- [Given instruction]
Write out the data again exactly, skipping every picture.
## Begin
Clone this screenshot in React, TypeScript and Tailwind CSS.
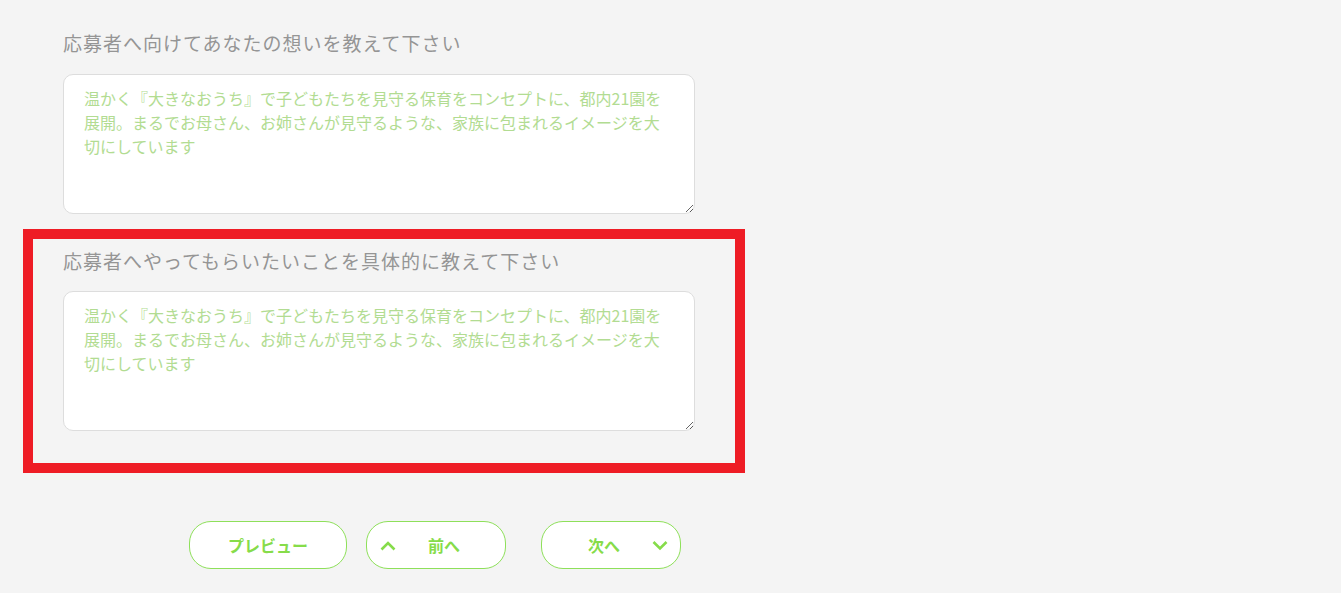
import React from "react";

const PH =
  "温かく『大きなおうち』で子どもたちを見守る保育をコンセプトに、都内21園を展開。まるでお母さん、お姉さんが見守るような、家族に包まれるイメージを大切にしています";

const font = { fontFamily: '"Noto Sans CJK JP", "Noto Sans", sans-serif' };

function Field({ label, gap }: { label: string; gap: string }) {
  return (
    <div>
      <div className="text-[19px] leading-[30px] tracking-[1px] text-[#959595] whitespace-nowrap">{label}</div>
      <textarea
        placeholder={PH}
        className={`${gap} block w-[632px] h-[140px] rounded-[10px] border border-[#dddddd] bg-white pl-[20px] pr-[24px] pt-[11px] text-[16px] leading-[24px] text-[#555] placeholder:text-[#b2dc92] outline-none`}
        style={font}
      />
    </div>
  );
}

export default function App() {
  return (
    <div className="min-h-screen w-full bg-[#f4f4f4] pt-[28px]" style={font}>
      <div className="ml-[23px] w-[722px]">
        <div className="pl-[40px]">
          <Field label="応募者へ向けてあなたの想いを教えて下さい" gap="mt-[16px]" />
        </div>
        <div className="mt-[15px] border-[10px] border-[#ee1c25] pl-[30px] pt-[7px] pb-[32px]">
          <Field label="応募者へやってもらいたいことを具体的に教えて下さい" gap="mt-[15px]" />
        </div>
      </div>
      <div className="mt-[48px] flex items-center">
        <button className="ml-[189px] flex h-[48px] w-[158px] items-center justify-center rounded-[22px] border border-[#8ee05a] bg-white text-[16px] font-bold text-[#86dc4a]">
          プレビュー
        </button>
        <button className="relative ml-[19px] flex h-[48px] w-[140px] items-center justify-center rounded-[22px] border border-[#8ee05a] bg-white text-[16px] font-bold text-[#86dc4a]">
          <svg className="absolute left-[12px] top-[17px]" width="18" height="13" viewBox="0 0 18 13" fill="none">
            <path d="M2.5 10.5 L9 4 L15.5 10.5" stroke="#86dc4a" strokeWidth="2.6" />
          </svg>
          <span className="ml-[16px]">前へ</span>
        </button>
        <button className="relative ml-[35px] flex h-[48px] w-[140px] items-center justify-center rounded-[22px] border border-[#8ee05a] bg-white text-[16px] font-bold text-[#86dc4a]">
          <span className="mr-[14px]">次へ</span>
          <svg className="absolute right-[11px] top-[17px]" width="18" height="13" viewBox="0 0 18 13" fill="none">
            <path d="M2.5 3 L9 9.5 L15.5 3" stroke="#86dc4a" strokeWidth="2.6" />
          </svg>
        </button>
      </div>
    </div>
  );
}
## End
- [Reply]
Clone this screenshot in React, TypeScript and Tailwind CSS.
import React from "react";

const PH =
  "温かく『大きなおうち』で子どもたちを見守る保育をコンセプトに、都内21園を展開。まるでお母さん、お姉さんが見守るような、家族に包まれるイメージを大切にしています";

const font = { fontFamily: '"Noto Sans CJK JP", "Noto Sans", sans-serif' };

function Field({ label, gap }: { label: string; gap: string }) {
  return (
    <div>
      <div className="text-[19px] leading-[30px] tracking-[1px] text-[#959595] whitespace-nowrap">{label}</div>
      <textarea
        placeholder={PH}
        className={`${gap} block w-[632px] h-[140px] rounded-[10px] border border-[#dddddd] bg-white pl-[20px] pr-[24px] pt-[11px] text-[16px] leading-[24px] text-[#555] placeholder:text-[#b2dc92] outline-none`}
        style={font}
      />
    </div>
  );
}

export default function App() {
  return (
    <div className="min-h-screen w-full bg-[#f4f4f4] pt-[28px]" style={font}>
      <div className="ml-[23px] w-[722px]">
        <div className="pl-[40px]">
          <Field label="応募者へ向けてあなたの想いを教えて下さい" gap="mt-[16px]" />
        </div>
        <div className="mt-[15px] border-[10px] border-[#ee1c25] pl-[30px] pt-[7px] pb-[32px]">
          <Field label="応募者へやってもらいたいことを具体的に教えて下さい" gap="mt-[15px]" />
        </div>
      </div>
      <div className="mt-[48px] flex items-center">
        <button className="ml-[189px] flex h-[48px] w-[158px] items-center justify-center rounded-[22px] border border-[#8ee05a] bg-white text-[16px] font-bold text-[#86dc4a]">
          プレビュー
        </button>
        <button className="relative ml-[19px] flex h-[48px] w-[140px] items-center justify-center rounded-[22px] border border-[#8ee05a] bg-white text-[16px] font-bold text-[#86dc4a]">
          <svg className="absolute left-[12px] top-[17px]" width="18" height="13" viewBox="0 0 18 13" fill="none">
            <path d="M2.5 10.5 L9 4 L15.5 10.5" stroke="#86dc4a" strokeWidth="2.6" />
          </svg>
          <span className="ml-[16px]">前へ</span>
        </button>
        <button className="relative ml-[35px] flex h-[48px] w-[140px] items-center justify-center rounded-[22px] border border-[#8ee05a] bg-white text-[16px] font-bold text-[#86dc4a]">
          <span className="mr-[14px]">次へ</span>
          <svg className="absolute right-[11px] top-[17px]" width="18" height="13" viewBox="0 0 18 13" fill="none">
            <path d="M2.5 3 L9 9.5 L15.5 3" stroke="#86dc4a" strokeWidth="2.6" />
          </svg>
        </button>
      </div>
    </div>
  );
}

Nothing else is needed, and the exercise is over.